3.  Deprivation and Quality Factors - MNSs are deliberately located in areas of high deprivation and need and therefore should attract higher levels of funding through a combination of a basic entitlement and the mandatory deprivation supplement.  Although including a quality supplement is not mandatory, quality should be incentivised through local formulas. MNSs are the borough's most "outstanding" sector. (evidence: recent "outstanding" Ofsted judgements, comparative data with the borough's nursery classes and SIA judgements on "value added").

 

4. LAs are permitted to include a Sufficiency/Sustainability Factor - Sustainability is an issue for nursery schools so a factor that supports sustainability should be included.

5. Additional Hours / Full-time places - RBKC needs to continue to fund full time nursery education. Reduction in provision will impact negatively on children and their preparation for primary school, reduce choice and be extremely unpopular with parents.

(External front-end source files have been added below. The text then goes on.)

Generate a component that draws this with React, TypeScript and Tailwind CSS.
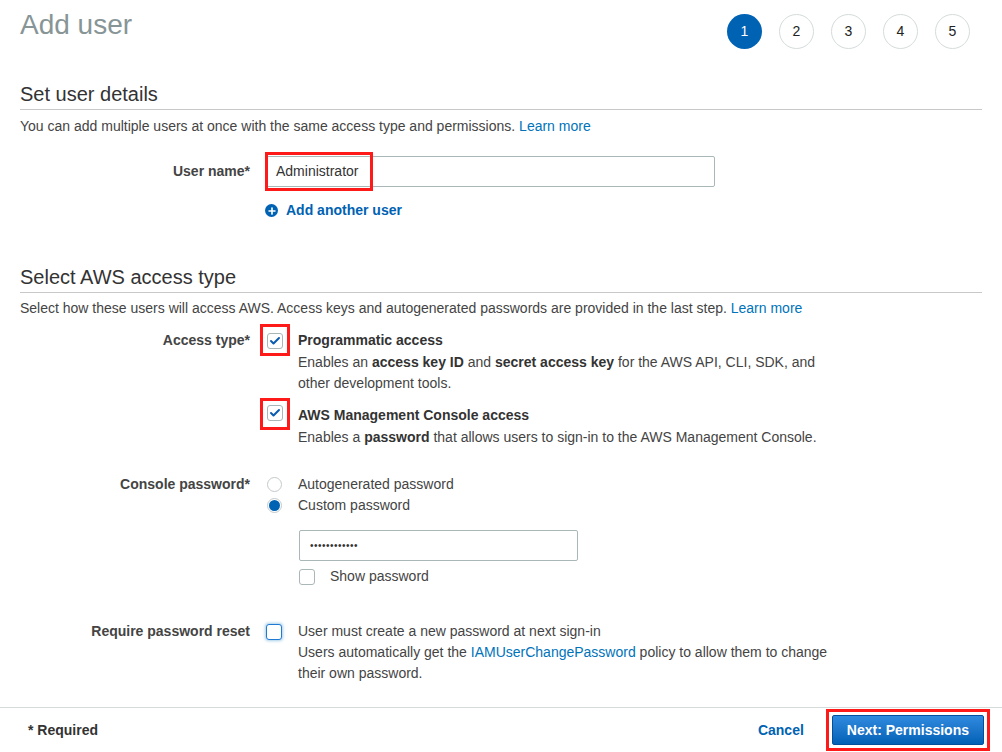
import { Check, Plus } from "lucide-react"

const font = { fontFamily: '"Liberation Sans", Arial, sans-serif' }

function CheckBox({ checked, focused }: { checked?: boolean; focused?: boolean }) {
  return (
    <div
      className={
        "w-4 h-4 rounded-[3px] border bg-white flex items-center justify-center shrink-0 " +
        (focused
          ? "border-[#1f7ad4] shadow-[0_0_3px_1px_rgba(0,115,187,0.35)]"
          : "border-[#aab7b8]")
      }
    >
      {checked && <Check className="w-3 h-3 text-[#0a5cb0]" strokeWidth={4} />}
    </div>
  )
}

function Radio({ selected }: { selected?: boolean }) {
  return (
    <div className="w-[15px] h-[15px] rounded-full border border-[#c4c9cc] bg-white flex items-center justify-center shrink-0">
      {selected && <div className="w-[11px] h-[11px] rounded-full bg-[#0062b3]" />}
    </div>
  )
}

function Row({ label, children, className = "" }: { label: string; children: React.ReactNode; className?: string }) {
  return (
    <div className={"flex " + className}>
      <div className="w-[230px] shrink-0 text-right font-bold text-[#444]">{label}</div>
      <div className="ml-[15px] flex-1">{children}</div>
    </div>
  )
}

export default function App() {
  return (
    <div className="w-[1002px] h-[752px] bg-white text-[14px] leading-[21px] text-[#444] overflow-hidden flex flex-col" style={font}>
      <div className="flex-1 px-[20px]">
        <div className="flex items-start justify-between pt-[8px]">
          <h1 className="text-[28px] leading-[34px] text-[#879596]">Add user</h1>
          <div className="flex gap-[17px] pt-[6px] pr-[12px]">
            {[1, 2, 3, 4, 5].map((n) => (
              <div
                key={n}
                className={
                  "w-[35px] h-[35px] rounded-full flex items-center justify-center text-[14px] " +
                  (n === 1 ? "bg-[#0062b3] text-white" : "border border-[#d5dbdb] text-[#222]")
                }
              >
                {n}
              </div>
            ))}
          </div>
        </div>

        <h2 className="mt-[33px] text-[20px] leading-[24px] text-[#333] pb-[3px] border-b border-[#c8c8c8]">
          Set user details
        </h2>
        <p className="mt-[6px]">
          You can add multiple users at once with the same access type and permissions.{" "}
          <span className="text-[#0073bb]">Learn more</span>
        </p>

        <Row label="User name*" className="mt-[19px] items-center">
          <div className="relative w-[450px] h-[31px] border border-[#aab7b8] rounded-[2px] flex items-center pl-[10px] text-[#333]">
            Administrator
            <div className="absolute left-[-1px] top-[-5px] w-[108px] h-[39px] border-[3px] border-[#ff1a1a]" />
          </div>
        </Row>
        <Row label="" className="mt-[13px]">
          <div className="flex items-center gap-[8px] text-[#0062b3] font-bold">
            <div className="w-[13px] h-[13px] rounded-full bg-[#0062b3] flex items-center justify-center">
              <Plus className="w-[10px] h-[10px] text-white" strokeWidth={4} />
            </div>
            Add another user
          </div>
        </Row>

        <h2 className="mt-[44px] text-[20px] leading-[24px] text-[#333] pb-[3px] border-b border-[#c8c8c8]">
          Select AWS access type
        </h2>
        <p className="mt-[5px]">
          Select how these users will access AWS. Access keys and autogenerated passwords are provided in the last step.{" "}
          <span className="text-[#0073bb]">Learn more</span>
        </p>

        <Row label="Access type*" className="mt-[11px]">
          <div className="flex">
            <div className="relative mt-[2.5px] ml-[2px] h-4">
              <CheckBox checked />
              <div className="absolute -left-[7px] -top-[9px] w-[30px] h-[32px] border-[3px] border-[#ff1a1a]" />
            </div>
            <div className="ml-[15px]">
              <div className="font-bold text-[#333]">Programmatic access</div>
              <div className="w-[530px] mt-[1px]">
                Enables an <b className="text-[#333]">access key ID</b> and <b className="text-[#333]">secret access key</b> for the AWS API, CLI, SDK, and other development tools.
              </div>
            </div>
          </div>
          <div className="flex mt-[11px]">
            <div className="relative mt-[0px] ml-[2px] h-4">
              <CheckBox checked />
              <div className="absolute -left-[7px] -top-[7px] w-[30px] h-[32px] border-[3px] border-[#ff1a1a]" />
            </div>
            <div className="ml-[15px]">
              <div className="font-bold text-[#333]">AWS Management Console access</div>
              <div className="mt-[1px]">
                Enables a <b className="text-[#333]">password</b> that allows users to sign-in to the AWS Management Console.
              </div>
            </div>
          </div>
        </Row>

        <Row label="Console password*" className="mt-[26px]">
          <div className="flex items-center">
            <div className="ml-[2px]"><Radio /></div>
            <span className="ml-[16px]">Autogenerated password</span>
          </div>
          <div className="flex items-center">
            <div className="ml-[2px]"><Radio selected /></div>
            <span className="ml-[16px]">Custom password</span>
          </div>
          <div className="ml-[34px] mt-[14px] w-[279px] h-[31px] border border-[#aab7b8] rounded-[2px] flex items-center pl-[10px] text-[10px] tracking-[0.5px] text-[#333]">
            ••••••••••••
          </div>
          <div className="ml-[34px] mt-[5px] flex items-center">
            <CheckBox />
            <span className="ml-[15px]">Show password</span>
          </div>
        </Row>

        <Row label="Require password reset" className="mt-[34px]">
          <div className="flex">
            <div className="ml-[1px] mt-[2.5px]"><CheckBox focused /></div>
            <div className="ml-[16px]">
              <div>User must create a new password at next sign-in</div>
              <div className="w-[540px]">
                Users automatically get the <span className="text-[#0073bb]">IAMUserChangePassword</span> policy to allow them to change their own password.
              </div>
            </div>
          </div>
        </Row>
      </div>

      <div className="h-[45px] border-t border-[#d5dbdb] flex items-center justify-between pl-[28px] pr-[12px]">
        <span className="font-bold text-[#333]">* Required</span>
        <div className="flex items-center">
          <span className="font-bold text-[#0062b3]">Cancel</span>
          <div className="ml-[22px] border-[3px] border-[#ff1a1a] p-[3px]">
            <div className="h-[30px] px-[14px] rounded-[2px] border border-[#00509e] bg-gradient-to-b from-[#2f8be0] to-[#0061b5] text-white font-bold flex items-center">
              Next: Permissions
            </div>
          </div>
        </div>
      </div>
    </div>
  )
}
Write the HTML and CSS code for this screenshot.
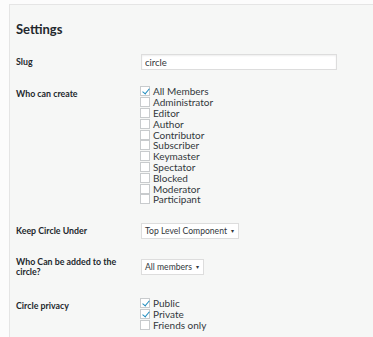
FILE: index.html
```html
<!DOCTYPE html>
<html lang="en">
<head>
    <meta charset="UTF-8">
    <title>Settings</title>
    <link rel="stylesheet" href="styles.css">
</head>
<body>
    <div class="panel">
        <h2>Settings</h2>
        <div class="form-row slug-row">
            <div class="label">Slug</div>
            <div class="field"><input type="text" class="text-input" value="circle"></div>
        </div>
        <div class="form-row top">
            <div class="label">Who can create</div>
            <div class="field">
                <ul class="check-list">
                    <li><span class="box checked"></span>All Members</li>
                    <li><span class="box"></span>Administrator</li>
                    <li><span class="box"></span>Editor</li>
                    <li><span class="box"></span>Author</li>
                    <li><span class="box"></span>Contributor</li>
                    <li><span class="box"></span>Subscriber</li>
                    <li><span class="box"></span>Keymaster</li>
                    <li><span class="box"></span>Spectator</li>
                    <li><span class="box"></span>Blocked</li>
                    <li><span class="box"></span>Moderator</li>
                    <li><span class="box"></span>Participant</li>
                </ul>
            </div>
        </div>
        <div class="form-row">
            <div class="label">Keep Circle Under</div>
            <div class="field"><span class="select">Top Level Component<i class="caret">&#9662;</i></span></div>
        </div>
        <div class="form-row">
            <div class="label">Who Can be added to the circle?</div>
            <div class="field"><span class="select">All members<i class="caret">&#9662;</i></span></div>
        </div>
        <div class="form-row top privacy-row">
            <div class="label">Circle privacy</div>
            <div class="field">
                <ul class="check-list">
                    <li><span class="box checked"></span>Public</li>
                    <li><span class="box checked"></span>Private</li>
                    <li><span class="box"></span>Friends only</li>
                </ul>
            </div>
        </div>
    </div>
</body>
</html>
```

FILE: styles.css
```css
/* страница */
body {
    font-family: 'Lato', 'Open Sans', sans-serif;
    margin: 0;
    padding: 4px 0 0 9px;
    background-color: #fcfcfc;
    color: #32373c;
    font-size: 10px;
    overflow: hidden;
}

.panel {
    box-sizing: border-box;
    background-color: #f6f7f6;
    border-top: 1px solid #e5e5e5;
    border-left: 1px solid #e5e5e5;
    padding: 15px 0 0 6px;
    height: 333px;
    overflow: hidden;
}

h2 {
    margin: 0 0 16px 0;
    font-size: 13px;
    font-weight: bold;
    color: #23282d;
    line-height: 18px;
}

.form-row {
    display: grid;
    grid-template-columns: 125px 200px;
    align-items: center;
    margin-bottom: 18px;
}

.slug-row {
    margin-bottom: 16px;
}

.privacy-row {
    margin-top: 21px;
}

.form-row.top {
    align-items: start;
}

.label {
    font-weight: bold;
    font-size: 8.8px;
    color: #23282d;
    line-height: 10px;
    width: 110px;
}

.form-row.top .label {
    padding-top: 3px;
}

.text-input {
    box-sizing: border-box;
    width: 196px;
    height: 16px;
    border: 1px solid #dddddd;
    box-shadow: inset 0 1px 2px rgba(0, 0, 0, 0.07);
    font-family: inherit;
    font-size: 9.5px;
    color: #32373c;
    padding: 0 3px;
    margin: 0;
    background-color: #fff;
}

.check-list {
    list-style: none;
    margin: 0;
    padding: 0;
}

.check-list li {
    display: flex;
    align-items: center;
    gap: 3px;
    height: 10.8px;
    margin-left: -1px;
}

.box {
    box-sizing: border-box;
    width: 10px;
    height: 10px;
    border: 1px solid #c8cbcd;
    background-color: #fff;
    position: relative;
    flex: none;
}

.box.checked::after {
    content: "";
    position: absolute;
    left: 2.5px;
    top: 0px;
    width: 3px;
    height: 6px;
    border-right: 1.5px solid #1e8cbe;
    border-bottom: 1.5px solid #1e8cbe;
    transform: rotate(40deg);
}

.select {
    display: inline-flex;
    align-items: center;
    height: 16px;
    box-sizing: border-box;
    border: 1px solid #dddddd;
    background-color: #fff;
    padding: 0 4px 0 3px;
    font-size: 8.6px;
    color: #32373c;
}

.caret {
    font-style: normal;
    font-size: 6px;
    margin-left: 4px;
}
```
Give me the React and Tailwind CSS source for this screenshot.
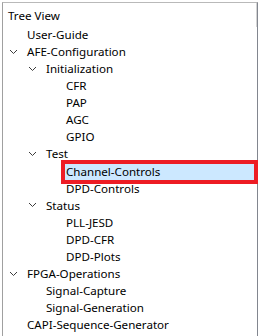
import React from "react";

const Chevron = () => (
  <svg width="9" height="6" viewBox="0 0 9 6" className="block">
    <path d="M1 1 L4.5 4.5 L8 1" fill="none" stroke="#3c3c3c" strokeWidth="1" />
  </svg>
);

const rows = [
  { t: "User-Guide", l: 0 },
  { t: "AFE-Configuration", l: 0, c: true },
  { t: "Initialization", l: 1, c: true },
  { t: "CFR", l: 2 },
  { t: "PAP", l: 2 },
  { t: "AGC", l: 2 },
  { t: "GPIO", l: 2 },
  { t: "Test", l: 1, c: true },
  { t: "Channel-Controls", l: 2, sel: true },
  { t: "DPD-Controls", l: 2 },
  { t: "Status", l: 1, c: true },
  { t: "PLL-JESD", l: 2 },
  { t: "DPD-CFR", l: 2 },
  { t: "DPD-Plots", l: 2 },
  { t: "FPGA-Operations", l: 0, c: true },
  { t: "Signal-Capture", l: 1 },
  { t: "Signal-Generation", l: 1 },
  { t: "CAPI-Sequence-Generator", l: 0 },
];

const pad = ["pl-[5px]", "pl-[24px]", "pl-[44px]"];

export default function App() {
  return (
    <div
      className="w-[259px] h-[336px] bg-white overflow-hidden pl-[2px] pt-[2px] text-[11.6px] text-black"
      style={{ fontFamily: '"Segoe UI", "Noto Sans", sans-serif' }}
    >
      <div className="relative w-[256px] h-[340px] border-t border-l border-r border-t-[#b9b9b9] border-l-[#a0a0a0] border-r-[#82868f]">
        <div className="absolute right-0 top-0 w-px h-[24px] bg-[#d4d4d4]" />
        <div className="pt-[2px] pl-[5px] h-[23px] flex items-center leading-none">Tree View</div>
        <div>
          {rows.map((r, i) => (
            <div key={i} className={`h-[17.1px] flex items-center ${pad[r.l]}`}>
              <div className="w-[19px] h-full flex items-center pl-[1px] shrink-0">
                {r.c && <Chevron />}
              </div>
              {r.sel ? (
                <div className="flex-1 mr-[3px] -ml-[1px] pl-[1px] h-[16px] mt-[1px] flex items-center bg-[#cce8ff] outline-4 outline-[#ed1c24] leading-none whitespace-nowrap">
                  {r.t}
                </div>
              ) : (
                <div className="leading-none whitespace-nowrap">{r.t}</div>
              )}
            </div>
          ))}
        </div>
      </div>
    </div>
  );
}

6. The Presumption Against Closure of MNS has not changed. It is clearly set out in statutory guidance. "This means that Local Authorities should make every effort to enable Maintained Nursery Schools to continue to operate effectively" (Government's supplementary guidance to Dawn Primarolo's letter to directors of Children's Services in  boroughs with MNSs)

Maintained nursery schools are centres of concentrated expertise.

In addition to the high calibre education and care they provide for 3 and 4 years olds, they also:

have a strong, well documented history of inspirational leadership, which produces highly motivated early years practitioners. Consequently, children in nursery schools make remarkable progress.

provide excellent value for money. Early intervention, including for those children with SEN, provides benefits for children, families and society in general.

provide continuing professional development for colleagues in practice across all sectors.

provide a rolling programme of placements for Early Years students from a wide range of disciplines (teachers, nursery officers, social workers, social care workers, educational psychologists, child minders.

provide well established and popular family learning programmes to support parents and encourage their return to study/work.

External evaluations recognise and celebrate the exemplary role that MNSs play in this borough.

 

 

Does it matter if Chelsea Open Air Nursery School and Children's Centre (COA) Closes?

 

Background

The government has required every local authority to devise a single funding formula to govern the distribution of funds to all providers of early years education within its borough. Implementation will be in April 2010.  Kensington and Chelsea's proposed interpretation of this legislation will result in funding cuts so drastic for COA that it will be starved of resources and forced to close within three years.

 

Kensington and Chelsea believe the closure of COA would result in cost savings.  A presumption that fails to calculate the cost of providing education, support and care for all the children, families and others that COA currently provides for.

 

What happens to the children and families COA supports?

Well, nothing.

 

COA has 60 children on the register and, with the children's centre, touches the lives of 800 families. COA nurtures a higher than average number of special needs children to their full potential.  COA caters for many children whose first language is not English. COA provides a fantastic education to many vulnerable children whose family life is challenging due to their financial or emotional circumstances.  (The Cremorne ward that COA services is an area of 20% social and economic deprivation). COA helps the gifted, able and talented to flourish.

 

How far does the influence of COA reach?

COA is a "teaching school within a school" offering training visits, research, courses, professional development, mentoring, coaching and public speaking.  Closure of COA would stop any contribution to the improvement of other schools and settings, a contribution that ultimately affects the future success of many other young children.

 

Why is Chelsea Open Air so special?

COA is esteemed locally; it is over subscribed 4:1.  It is internationally recognised for its expertise in outdoor play and learning, resulting in many overseas visitors each year.  Ofsted has deemed COA to be "outstanding" and it holds an 'Inclusion Quality Mark', 'Basic Skills Quality Mark' , 'Excellence in Work Related Learning' and 'Investors in People' awards.  COA would seem to epitomise Kensington and Chelsea's stated want for "outstanding services so that Kensington and Chelsea is a truly great place for children and young people to live and learn". Surely COA is too special to be allowed just to fade and ultimately close?

 

Does the Government want to see Chelsea Open Air close?

No. Kensington and Chelsea's proposed funding formula flies in the face of the governments stated wishes as expressed by the  Right Honorable Dawn Primarolo in a  letter to Directors of Children's Services on 28th October 2009: "I am clear that the single funding formula should not be used as a vehicle to close, or close by strangulation, good quality nursery school provision. The presumption against closure of nursery schools remains, even if the method of funding them is changing".

 

What can you do?

If the closure of COA matters then there is time to force Kensington and Chelsea to rethink how they allocate their funding for the early years going forward.  The challenge is to make Kensington and Chelsea see that COA does really matter for its reach is broad, wide and pervading.